Asian Turkey Meatballs

  • 2 lb. ground turkey
  • 4 scallions; thinly sliced
  • 4 cloves fresh garlic; minced
  • 1 tsp. red chili flake
  • 1 tsp. tamari
  • 1 1/2 tsp. rice wine vinegar
  • 1 tsp. sesame oil
  • 1 1/2 tsp. honey
  • 1 Tbsp. black sesame seeds
  • 1 Tbsp. brown rice flour
  • For the Sauce-
  • 1/2 cup Apricot preserves or Duck Sauce
  • 1 1/2 tsp. apple cider vinegar
  • 1 tsp. tamari
  • 1 tsp. honey
  • 1 tsp. cornstarch
  • 1 Tbsp. water
  • Vegetable oil; as needed
  • Salt and pepper; to taste

Preheat oven to 350 degrees, and prepare a sheet pan by lightly greasing.

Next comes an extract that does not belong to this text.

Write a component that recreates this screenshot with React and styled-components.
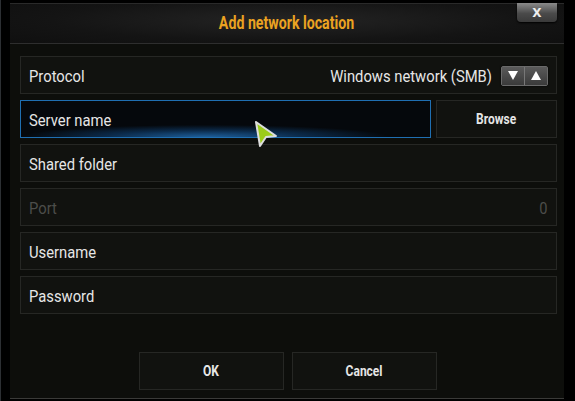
import React from "react";
import styled, { createGlobalStyle } from "styled-components";

const GlobalStyle = createGlobalStyle`
  html, body {
    margin: 0;
    padding: 0;
    background: #000;
    width: 575px;
    height: 401px;
    overflow: hidden;
  }
  #root {
    height: 401px;
  }
`;

const Screen = styled.div`
  height: 401px;
  display: flex;
  padding: 3px 11px 2px 9px;
  box-sizing: border-box;
  border-left: 1px solid #2c2f33;
  font-family: Roboto, "Liberation Sans", sans-serif;
`;

const Dialog = styled.div`
  position: relative;
  flex: 1;
  display: flex;
  flex-direction: column;
  background: #0d0e0b;
  border-bottom: 1px solid #3a3a38;
`;

const Header = styled.div`
  height: 40px;
  display: flex;
  align-items: center;
  justify-content: center;
  background: radial-gradient(ellipse at 50% 40%, #242424 0%, #141414 60%, #0f0f0f 100%);
  border-top: 1px solid #2a2a2a;
  box-shadow: inset 0 -1px 0 #2e2e2e;
`;

// condensed look: the reference uses a narrow face, so squeeze Roboto
const Narrow = styled.span`
  display: inline-block;
  white-space: nowrap;
  transform: scaleX(${(p) => p.$scale || 0.86});
  transform-origin: ${(p) => p.$origin || "center"};
`;

const Title = styled.h1`
  margin: 0 0 2px 0;
  font-size: 17.5px;
  font-weight: bold;
  color: #eba321;
`;

const Close = styled.div`
  position: absolute;
  top: 0;
  right: 7px;
  width: 40px;
  height: 19px;
  border-radius: 0 0 4px 4px;
  background: linear-gradient(#8a8a8a, #4a4a4a 55%, #3a3a3a);
  box-shadow: 0 1px 2px #000;
  display: flex;
  align-items: center;
  justify-content: center;
  color: #eee;
  font-family: "DejaVu Sans", sans-serif;
  font-weight: bold;
  font-size: 12px;
`;

const Body = styled.div`
  display: flex;
  flex-direction: column;
  gap: 6px;
  padding: 12px 7px 0 10px;
`;

const Row = styled.div`
  display: flex;
  gap: 5px;
`;

const Field = styled.div`
  flex: 1;
  height: 38px;
  box-sizing: border-box;
  display: flex;
  align-items: center;
  justify-content: space-between;
  padding: 1px 8px 0 8px;
  border: 1px solid ${(p) => (p.$focus ? "#1f6fb2" : "#262724")};
  background: ${(p) =>
    p.$focus
      ? "radial-gradient(ellipse 60% 45% at 45% 100%, #1d5e9a 0%, #0b2a4a 40%, #05080c 75%)"
      : "#11120f"};
  color: ${(p) => (p.$dim ? "#4c4d4a" : "#e6e6e6")};
  font-size: 17px;
`;

const SideButton = styled.div`
  width: 121px;
  height: 38px;
  box-sizing: border-box;
  border: 1px solid #262724;
  background: #11120f;
  display: flex;
  align-items: center;
  justify-content: center;
  color: #e6e6e6;
  font-weight: bold;
  font-size: 15px;
`;

const Value = styled.div`
  display: flex;
  align-items: center;
  gap: 9px;
`;

const Spinner = styled.div`
  display: flex;
  border: 1px solid #6a6a6a;
  border-radius: 2px;
  box-shadow: 0 0 2px #000;
`;

const Arrow = styled.div`
  width: 22px;
  height: 18px;
  display: flex;
  align-items: center;
  justify-content: center;
  background: linear-gradient(#5a5a5a, #3a3a3a);
  & + & {
    border-left: 1px solid #777;
  }
`;

const Footer = styled.div`
  margin-top: auto;
  display: flex;
  justify-content: center;
  gap: 8px;
  padding: 0 0 8px 0;
  margin-left: 1px;
`;

const Button = styled.div`
  width: 145px;
  height: 38px;
  box-sizing: border-box;
  border: 1px solid #262724;
  background: #11120f;
  display: flex;
  align-items: center;
  justify-content: center;
  color: #e6e6e6;
  font-weight: bold;
  font-size: 15px;
`;

const Pointer = styled.svg`
  position: absolute;
  left: 244px;
  top: 117px;
`;

const Tri = ({ up }) => (
  <svg width="10" height="9" viewBox="0 0 10 9">
    <path d={up ? "M5 0 L10 9 L0 9 Z" : "M0 0 L10 0 L5 9 Z"} fill="#fff" />
  </svg>
);

const Label = ({ children }) => (
  <Narrow $origin="left" $scale={0.87}>
    {children}
  </Narrow>
);

export default function App() {
  return (
    <>
      <GlobalStyle />
      <Screen>
        <Dialog>
          <Header>
            <Title>
              <Narrow $scale={0.81}>Add network location</Narrow>
            </Title>
          </Header>
          <Close>X</Close>
          <Body>
            <Row>
              <Field>
                <Label>Protocol</Label>
                <Value>
                  <Narrow $origin="right" $scale={0.87}>
                    Windows network (SMB)
                  </Narrow>
                  <Spinner>
                    <Arrow>
                      <Tri />
                    </Arrow>
                    <Arrow>
                      <Tri up />
                    </Arrow>
                  </Spinner>
                </Value>
              </Field>
            </Row>
            <Row>
              <Field $focus>
                <Label>Server name</Label>
              </Field>
              <SideButton>
                <Narrow $scale={0.8}>Browse</Narrow>
              </SideButton>
            </Row>
            <Row>
              <Field>
                <Label>Shared folder</Label>
              </Field>
            </Row>
            <Row>
              <Field $dim>
                <Label>Port</Label>
                <Narrow $origin="right">0</Narrow>
              </Field>
            </Row>
            <Row>
              <Field>
                <Label>Username</Label>
              </Field>
            </Row>
            <Row>
              <Field>
                <Label>Password</Label>
              </Field>
            </Row>
          </Body>
          <Footer>
            <Button>
              <Narrow $scale={0.8}>OK</Narrow>
            </Button>
            <Button>
              <Narrow $scale={0.8}>Cancel</Narrow>
            </Button>
          </Footer>
          <Pointer width="24" height="28" viewBox="0 0 24 28">
            <path d="M2 2 L22 16 L12 17 L6 26 Z" fill="#9ccc1a" stroke="#ddd" strokeWidth="2" strokeLinejoin="round" />
          </Pointer>
        </Dialog>
      </Screen>
    </>
  );
}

In a large mixing bowl, combine together turkey, scallions, garlic, red chili flake. Tamari, vinegar, sesame oil, and honey. Mix slowly and evenly with your hands, being sure to fully incorporate everything without over mixing. Gently mix in the sesame seeds and the flour. Form meatballs by gently packing and shaping them in your palms. Arrange on the sheet tray and bake in the oven until golden brown. Turn them once or twice to ensure even color. Meanwhile, make the sauce. Combine all ingredients except the cornstarch and water in a small sauce pot. Stir to mix and bring to a boil. Combine the cornstarch with the water and whisk the slurry into the boiling sauce. Taste and adjust seasoning if needed. More water can be added to reduce viscosity. Pour sauce over meatballs in the oven and bake for an additional 5 minutes.